Il faut, dit-il, retourner aux habitudes ancestrales, revenir à une vie simple. Il devrait préciser : Fermer les institutions du savoir, interdire les inventions, détruire les machines, supprimer les services sociaux, les aqueducs, les centrales d’éclairage, etc. Ces jeannotteries-là, nous en entendons un peu partout où nous allons dans la province ; mais partout elles proviennent de gens jouissant d’une bonne part de confort moderne et qui seront les derniers à battre la marche dans le retour aux manières de vivre d’autrefois.
Bruno Jeannotte Limitée est de ceux qui écrivent sur les questions financières sans avoir encore compris que la finance doit servir l’homme et non pas l’homme être ajusté au jeu de la finance.

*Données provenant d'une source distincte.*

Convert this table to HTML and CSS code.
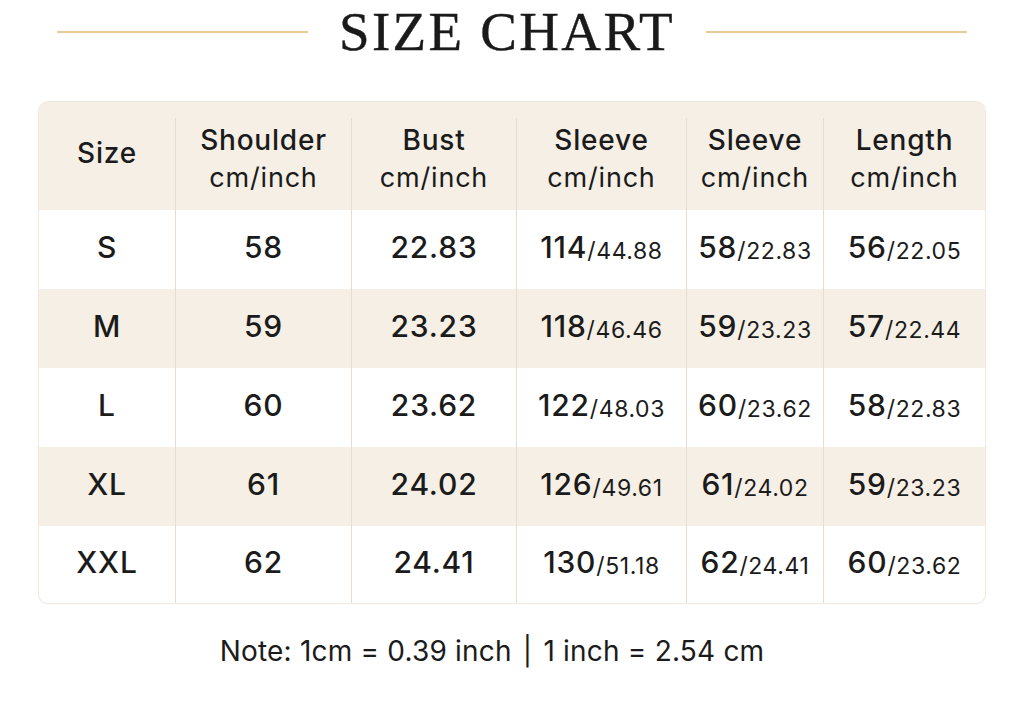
FILE: index.html
```html
<!DOCTYPE html>
<html>
<head>
<meta charset="utf-8">
<link rel="stylesheet" href="styles.css">
</head>
<body>
<div class="page">
  <header class="title-bar">
    <span class="rule rule-left"></span>
    <h1 class="title">SIZE CHART</h1>
    <span class="rule rule-right"></span>
  </header>
  <div class="chart">
    <div class="row head">
      <div class="cell"><span class="h1">Size</span></div>
      <div class="cell"><span class="h1">Shoulder</span><span class="h2">cm/inch</span></div>
      <div class="cell"><span class="h1">Bust</span><span class="h2">cm/inch</span></div>
      <div class="cell"><span class="h1">Sleeve</span><span class="h2">cm/inch</span></div>
      <div class="cell"><span class="h1">Sleeve</span><span class="h2">cm/inch</span></div>
      <div class="cell"><span class="h1">Length</span><span class="h2">cm/inch</span></div>
    </div>
    <div class="row">
      <div class="cell">S</div><div class="cell">58</div><div class="cell">22.83</div>
      <div class="cell">114<small>/44.88</small></div><div class="cell">58<small>/22.83</small></div><div class="cell">56<small>/22.05</small></div>
    </div>
    <div class="row alt">
      <div class="cell">M</div><div class="cell">59</div><div class="cell">23.23</div>
      <div class="cell">118<small>/46.46</small></div><div class="cell">59<small>/23.23</small></div><div class="cell">57<small>/22.44</small></div>
    </div>
    <div class="row">
      <div class="cell">L</div><div class="cell">60</div><div class="cell">23.62</div>
      <div class="cell">122<small>/48.03</small></div><div class="cell">60<small>/23.62</small></div><div class="cell">58<small>/22.83</small></div>
    </div>
    <div class="row alt">
      <div class="cell">XL</div><div class="cell">61</div><div class="cell">24.02</div>
      <div class="cell">126<small>/49.61</small></div><div class="cell">61<small>/24.02</small></div><div class="cell">59<small>/23.23</small></div>
    </div>
    <div class="row last">
      <div class="cell">XXL</div><div class="cell">62</div><div class="cell">24.41</div>
      <div class="cell">130<small>/51.18</small></div><div class="cell">62<small>/24.41</small></div><div class="cell">60<small>/23.62</small></div>
    </div>
  </div>
  <p class="note">Note: 1cm = 0.39 inch <span class="pipe">|</span> 1 inch = 2.54 cm</p>
</div>
</body>
</html>
```

FILE: styles.css
```css
html, body {
  margin: 0;
  padding: 0;
  background: #ffffff;
}
.page {
  width: 1024px;
  height: 703px;
  display: flex;
  flex-direction: column;
  align-items: center;
  color: #1b1b1b;
  font-family: "Inter", "Noto Sans", sans-serif;
}
.title-bar {
  width: 910px;
  display: flex;
  align-items: center;
  justify-content: space-between;
  height: 64px;
}
.rule {
  height: 2px;
  background: #e6cb95;
}
.rule-left { width: 251px; }
.rule-right { width: 261px; }
.title {
  margin: 0;
  font-family: "Liberation Serif", "Times New Roman", serif;
  font-weight: normal;
  font-size: 55px;
  letter-spacing: 2.3px;
  line-height: 64px;
  color: #1a1a1a;
  -webkit-text-stroke: 0.4px #1a1a1a;
}
.chart {
  margin-top: 38px;
  width: 946px;
  border-radius: 9px;
  overflow: hidden;
  box-shadow: 0 0 0 1px #efe9e0, 0 1px 3px rgba(0,0,0,0.05);
}
.row {
  display: grid;
  grid-template-columns: 136px 176px 165px 170px 137px 162px;
  height: 79px;
  background: #ffffff;
}
.row.alt { background: #f6efe5; }
.row.head {
  height: 108px;
  background: #f5efe6;
}
.row.last { height: 77px; }
.cell {
  display: flex;
  flex-direction: row;
  justify-content: center;
  align-items: center;
  font-size: 30px;
  font-weight: 450;
  letter-spacing: 0.8px;
  border-left: 1px solid #e6ddd0;
  padding-bottom: 5px;
  box-sizing: border-box;
}
.row .cell:first-child { border-left: none; }
.head .cell {
  flex-direction: column;
  padding: 0 0 10px;
  margin-top: 16px;
}
.head .cell:first-child { padding-bottom: 22px; }
.h1 {
  font-size: 28px;
  line-height: 38px;
  font-weight: 500;
}
.h2 {
  font-size: 27px;
  line-height: 38px;
  font-weight: 400;
}
.cell small {
  font-size: 23px;
  font-weight: 400;
  letter-spacing: 0.6px;
  align-self: center;
  padding-top: 7px;
}
.note {
  margin: 31px 40px 0 0;
  font-size: 28px;
  letter-spacing: 0.2px;
  color: #1b1b1b;
}
.pipe {
  margin: 0 3px;
}
```
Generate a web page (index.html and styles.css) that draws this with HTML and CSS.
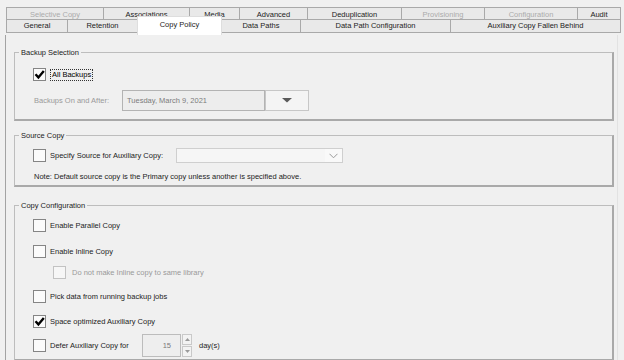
FILE: index.html
```html
<!DOCTYPE html>
<html lang="en">
<head>
    <meta charset="UTF-8">
    <title>Copy Policy</title>
    <link rel="stylesheet" href="styles.css">
</head>
<body>
    <div class="tabs">
        <div class="tab-row back">
            <div class="tab off t-selective">Selective Copy</div>
            <div class="tab t-assoc">Associations</div>
            <div class="tab t-media">Media</div>
            <div class="tab t-advanced">Advanced</div>
            <div class="tab t-dedup">Deduplication</div>
            <div class="tab off t-prov">Provisioning</div>
            <div class="tab off t-config">Configuration</div>
            <div class="tab t-audit">Audit</div>
        </div>
        <div class="tab-row front">
            <div class="tab t-general">General</div>
            <div class="tab t-retention">Retention</div>
            <div class="tab active t-policy">Copy Policy</div>
            <div class="tab t-paths">Data Paths</div>
            <div class="tab t-pathconf">Data Path Configuration</div>
            <div class="tab t-fallen">Auxiliary Copy Fallen Behind</div>
        </div>
    </div>

    <main class="panel">
        <fieldset class="group" id="backup-selection">
            <legend>Backup Selection</legend>
            <div class="group-body">
                <div class="row">
                    <span class="box">
                        <svg viewBox="0 0 13 13" width="13" height="13"><path d="M2.5 6.3 L5.4 9.4 L10.8 3" fill="none" stroke="#000" stroke-width="2.4"/></svg>
                    </span>
                    <span class="label focus">All Backups</span>
                </div>
                <div class="row second">
                    <span class="label muted date-label">Backups On and After:</span>
                    <span class="date-input">Tuesday, March 9, 2021</span>
                    <span class="date-btn">
                        <svg viewBox="0 0 10 5" width="10" height="5"><polygon points="0,0 10,0 5,4.5" fill="#5a5a5a"/></svg>
                    </span>
                </div>
            </div>
        </fieldset>

        <fieldset class="group" id="source-copy">
            <legend>Source Copy</legend>
            <div class="group-body">
                <div class="row">
                    <span class="box"></span>
                    <span class="label source-label">Specify Source for Auxiliary Copy:</span>
                    <span class="combo">
                        <span class="combo-arrow">
                            <svg viewBox="0 0 9 6" width="9" height="6"><path d="M0.5 0.8 L4.5 4.8 L8.5 0.8" fill="none" stroke="#9a9a9a" stroke-width="1"/></svg>
                        </span>
                    </span>
                </div>
                <div class="row note">Note: Default source copy is the Primary copy unless another is specified above.</div>
            </div>
        </fieldset>

        <fieldset class="group" id="copy-configuration">
            <legend>Copy Configuration</legend>
            <div class="group-body">
                <div class="row">
                    <span class="box"></span>
                    <span class="label">Enable Parallel Copy</span>
                </div>
                <div class="row r2">
                    <span class="box"></span>
                    <span class="label">Enable Inline Copy</span>
                </div>
                <div class="row sub">
                    <span class="box disabled"></span>
                    <span class="label muted">Do not make Inline copy to same library</span>
                </div>
                <div class="row r4">
                    <span class="box"></span>
                    <span class="label">Pick data from running backup jobs</span>
                </div>
                <div class="row r5">
                    <span class="box">
                        <svg viewBox="0 0 13 13" width="13" height="13"><path d="M2.5 6.3 L5.4 9.4 L10.8 3" fill="none" stroke="#000" stroke-width="2.4"/></svg>
                    </span>
                    <span class="label">Space optimized Auxiliary Copy</span>
                </div>
                <div class="row r6">
                    <span class="box"></span>
                    <span class="label defer-label">Defer Auxiliary Copy for</span>
                    <span class="spin-input">15</span>
                    <span class="spin-btns">
                        <span class="spin-btn"><svg viewBox="0 0 5 3" width="5" height="3"><polygon points="0,3 5,3 2.5,0" fill="#9a9a9a"/></svg></span>
                        <span class="spin-btn"><svg viewBox="0 0 5 3" width="5" height="3"><polygon points="0,0 5,0 2.5,3" fill="#9a9a9a"/></svg></span>
                    </span>
                    <span class="label days">day(s)</span>
                </div>
            </div>
        </fieldset>
    </main>
</body>
</html>
```

FILE: styles.css
```css
body {
    margin: 0;
    height: 360px;
    overflow: hidden;
    background-color: #f0f0f0;
    font-family: "Liberation Sans", Arial, sans-serif;
    font-size: 7.5px;
    color: #1c1c1c;
}

/* tab strip */
.tabs {
    padding: 7px 0 0 6px;
}

.tab-row {
    display: flex;
    align-items: flex-start;
}

.tab {
    box-sizing: border-box;
    margin-left: -1px;
    border: 1px solid #a9a9a9;
    background-color: #e9e9e9;
    text-align: center;
    white-space: nowrap;
    overflow: hidden;
}

.tab:first-child {
    margin-left: 0;
}

.back .tab {
    height: 12px;
    padding-top: 1px;
    border-bottom: none;
    line-height: 12px;
}

.front .tab {
    height: 14px;
    line-height: 12px;
}

.tab.off {
    color: #ababab;
}

.tab.active {
    position: relative;
    z-index: 1;
    height: 19px;
    margin-top: -3px;
    border-color: #dedede;
    border-bottom: none;
    background-color: #ffffff;
    line-height: 15px;
}

.t-selective { width: 98px; }
.t-assoc { width: 87px; }
.t-media { width: 51px; }
.t-advanced { width: 69px; }
.t-dedup { width: 95px; }
.t-prov { width: 84px; }
.t-config { width: 94px; }
.t-audit { width: 44px; }

.t-general { width: 62px; }
.t-retention { width: 71px; }
.t-policy { width: 85px; }
.t-paths { width: 80px; }
.t-pathconf { width: 151px; }
.t-fallen { width: 171px; }

/* page body */
.panel {
    display: block;
    box-sizing: border-box;
    width: 613px;
    height: 327px;
    margin-left: 5px;
    padding: 12px 0 0 8px;
    border-left: 1px solid #a3a3a3;
    border-right: 1px solid #e2e2e2;
}

.group {
    box-sizing: border-box;
    width: 600px;
    margin: 0;
    padding: 0;
    border: 1px solid #bdbdbd;
    border-right: 2px solid #a9a9a9;
    border-bottom: 2px solid #a9a9a9;
}

.group legend {
    margin-left: 4px;
    padding: 0 2px;
    line-height: 11px;
    color: #1c1c1c;
}

.group-body {
    display: flex;
    flex-direction: column;
    padding-left: 18px;
}

#backup-selection .group-body {
    padding-top: 6px;
    padding-bottom: 8px;
}

#source-copy {
    margin-top: 9px;
}

#source-copy .group-body {
    padding-top: 4px;
    padding-bottom: 2px;
}

#copy-configuration {
    margin-top: 13px;
}

#copy-configuration .group-body {
    padding-top: 4px;
    padding-bottom: 2px;
}

.row {
    display: flex;
    align-items: center;
    height: 21px;
}

.row.second { margin-top: 5px; }
.row.r2 { margin-top: 5px; }
.row.sub { padding-left: 20px; }
.row.r4 { margin-top: 3px; }
.row.r5 { margin-top: 4px; }
.row.r6 { margin-top: 2px; height: 23px; }

.row.note {
    height: 14px;
    margin-top: 3px;
    padding-left: 1px;
}

/* checkboxes */
.box {
    box-sizing: border-box;
    display: flex;
    flex: none;
    width: 13px;
    height: 13px;
    border: 1px solid #858585;
    background-color: #fbfbfb;
}

.box svg {
    margin: -1px;
}

.box.disabled {
    border-color: #c2c2c2;
    background-color: #f6f6f6;
}

.row.sub .label {
    margin-left: 6px;
}

.label {
    margin-left: 4px;
    white-space: nowrap;
}

.muted {
    color: #9a9a9a;
}

.focus {
    padding: 0 1px;
    line-height: 10px;
    border: 1px dotted #333;
    color: #000;
}

/* date picker */
.date-label {
    width: 88px;
    margin-left: 1px;
}

.date-input {
    box-sizing: border-box;
    width: 143px;
    height: 21px;
    padding-left: 4px;
    border: 1px solid #b3b3b3;
    background-color: #ededed;
    color: #7c7c7c;
    line-height: 19px;
}

.date-btn {
    box-sizing: border-box;
    display: flex;
    align-items: center;
    justify-content: center;
    width: 44px;
    height: 21px;
    border: 1px solid #c7c7c7;
    background-color: #f4f4f4;
}

/* combo */
.source-label {
    width: 126px;
}

.combo {
    box-sizing: border-box;
    display: flex;
    justify-content: flex-end;
    width: 167px;
    height: 15px;
    border: 1px solid #cfcfcf;
    background-color: #f6f6f6;
}

.combo-arrow {
    display: flex;
    align-items: center;
    justify-content: center;
    width: 17px;
    background-color: #f9f9f9;
}

/* spinner */
.defer-label {
    width: 92px;
}

.spin-input {
    box-sizing: border-box;
    width: 39px;
    height: 23px;
    padding-right: 9px;
    border: 1px solid #bcbcbc;
    background-color: #eeeeee;
    color: #7a7a7a;
    text-align: right;
    line-height: 21px;
}

.spin-btns {
    display: flex;
    flex-direction: column;
    margin-left: 1px;
}

.spin-btn {
    box-sizing: border-box;
    display: flex;
    align-items: center;
    justify-content: center;
    width: 10px;
    height: 11px;
    border: 1px solid #c9c9c9;
    background-color: #f3f3f3;
}

.spin-btn + .spin-btn {
    margin-top: 1px;
}

.days {
    margin-left: 7px;
}
```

Pas l’ombre de critique sur un système qui ne met pas d’argent au monde sans y introduire une dette impayable. Il constate abondance, surabondance même. Par ailleurs, il constate rareté et demande rationnement. Il n’a pas encore assez d’ordre dans ses idées, lui, rédacteur d’une chronique financière, pour distinguer où est l’abondance, où est la rareté ; où est le naturel, où est l’artificiel ; où est l’humain, où est le barbare.
Un abonnement à VERS DEMAIN ferait sans doute un peu de lumière dans le cerveau du critique financier ; mais il paraît que sa part du gâteau est si faible qu’un dollar par année ferait sombrer son budget. Regrettable, parce qu’il est en train de se rendre ridicule partout où sa chronique promène ses jeannotteries, jusqu’en Abitibi.